What is really striking about the UK’s biggest problems today is that they are all insuperable unless there is a strategic change in policy which almost always requires a big shift in the power structure.

The banking crisis will not go away so long as central banks, either in the Eurozone or the UK, believe they can solve it by shovelling vast quantities of money into the banks as a means of stimulating growth – €1 trillion in the case of the ECB funding in particular Spanish and Italian banks, and £325bn in the UK’s case via QE – when the problem will instead be solved by spending a fraction of those sums on public investment in needed economic projects and job creation. But that will require a fundamental change in the monetarist mindset of the likes of Merkel and Osborne.

There will be no long-term economic recovery of the UK while trading deficits in goods are colossal (£100bn in 2010) and constantly require the economy, whenever growth gets going, to be damped down or the currency devalued in order to prevent the balance of payments rocketing out of control. But that requires systematically prioritising manufacturing over the City of London, and the Tories who get half their funding from the banks will never do that.

Inequality, now at obscene levels and a major factor behind the August 2011 riots, will never be reduced to acceptable limits while mutually self-serving remuneration committees pay each other fantasy sums that bear no relation to market realities. It will only be resolved when top pay is made subject to approval, not only of shareholders, but also of employee representatives meeting annually in the company Enterprise Council. The Tories will not touch this in a million years, and Labour needs to be a lot braver than simply suggesting that one or two employee representatives are put on remuneration committees (where of course they would be constantly outvoted).

The mega-corporations – whether 4 supermarkets, 5 banks, 6 energy companies, 4 accountancy firms, 4 oil companies, etc. – will continue to stifle competition and limit access to the market for new entrants while the rules on market share remain so lax. Big business oligopoly power will only be broken when these rules are significantly tightened to remove excessive market dominance in each sector. That requires a reversal of the nonsense neoliberal dogma that the market is always self-regulating, but neither the Tories nor the Blairites will ever accept that.

The media will remain severely distorted by the money and power and prejudices of a small number of private tycoons, and real diversity and balance in the press will only be brought about by radical changes to enforce openness and transparency.
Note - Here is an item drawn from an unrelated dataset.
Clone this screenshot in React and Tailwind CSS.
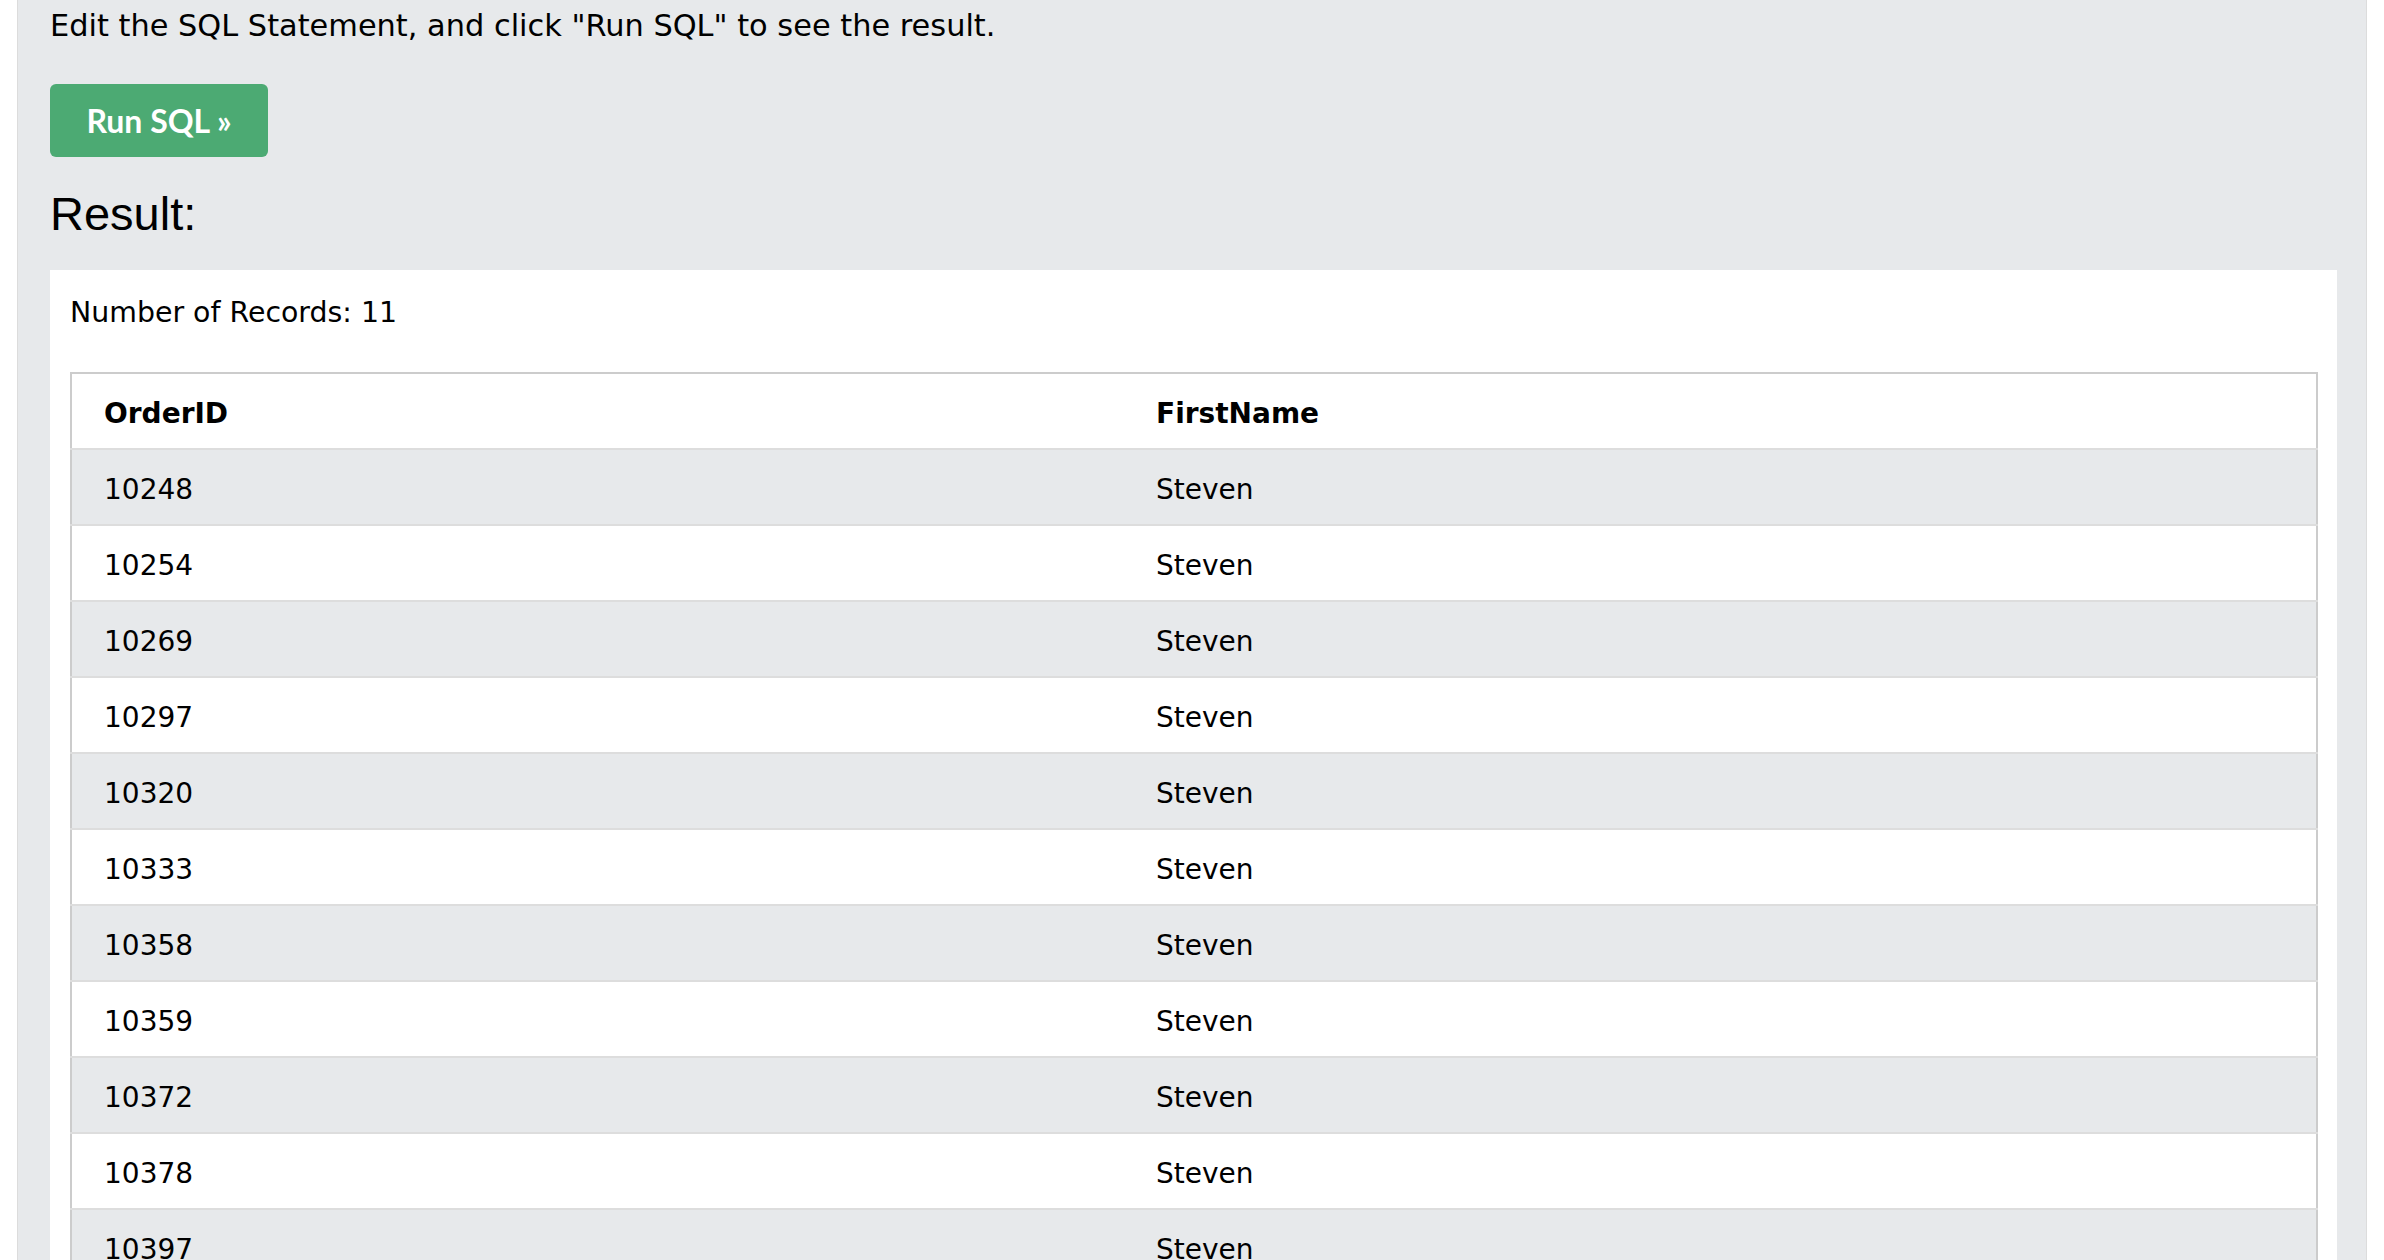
const rows = [
  '10248', '10254', '10269', '10297', '10320', '10333',
  '10358', '10359', '10372', '10378', '10397',
]

const verdana = "font-['DejaVu_Sans',Verdana,sans-serif]"

export default function App() {
  return (
    <div className="h-[1260px] overflow-hidden bg-white">
      <div className="mx-[17px] h-full border-x border-[#dcdcdc] bg-[#e7e9eb] pl-[32px] pr-[29px]">
        <div className={`${verdana} text-[30.4px] leading-[52px] text-black`}>
          Edit the SQL Statement, and click "Run SQL" to see the result.
        </div>
        <button className="mt-[32px] flex h-[73px] w-[218px] items-center justify-center rounded-[6px] bg-[#4caa73] font-['Lato',sans-serif] text-[32px] font-bold text-white">
          Run SQL »
        </button>
        <h2 className="mt-[29px] font-['Liberation_Sans',Arial,sans-serif] text-[47px] leading-[56px] text-black">
          Result:
        </h2>
        <section className="mt-[28px] bg-white pl-[20px] pr-[19px] pt-[22px]">
          <div className={`${verdana} text-[28.4px] leading-[42px] text-black`}>Number of Records: 11</div>
          <table className={`mt-[38px] w-full border-collapse border-2 border-[#cccccc] text-left ${verdana} text-[28px] text-black`}>
            <thead>
              <tr className="h-[76px] border-b-2 border-[#dddddd] bg-white">
                <th className="w-[1053px] pl-[32px] pt-[5px] font-bold">OrderID</th>
                <th className="pl-[32px] pt-[5px] font-bold">FirstName</th>
              </tr>
            </thead>
            <tbody>
              {rows.map((id, i) => (
                <tr key={id} className={`h-[76px] border-b-2 border-[#dddddd] ${i % 2 === 0 ? 'bg-[#e7e9eb]' : 'bg-white'}`}>
                  <td className="pl-[32px] pt-[5px]">{id}</td>
                  <td className="pl-[32px] pt-[5px]">Steven</td>
                </tr>
              ))}
            </tbody>
          </table>
        </section>
      </div>
    </div>
  )
}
That must include:

  • no cross-ownership between broadcast and print media,
  • no ownership by any individual or organisation of more than one daily and one Sunday paper,
  • a right of reply,
  • a strong press complaints body (excluding editors or senior newspaper executives) with the statutory power where necessary to enforce their rulings against gross or repeated violations,
  • a much more robust media supervisory body with the power to investigate and deal with serious abuses (e.g. the illegal and corrupt nexus between media-police-No.10 revealed by the hacking scandal).

Leveson may help, but the Tories will never give up their in-built advantage from having a strongly right-wing press behind them, though Labour should certainly have the courage to take up these much-needed reforms.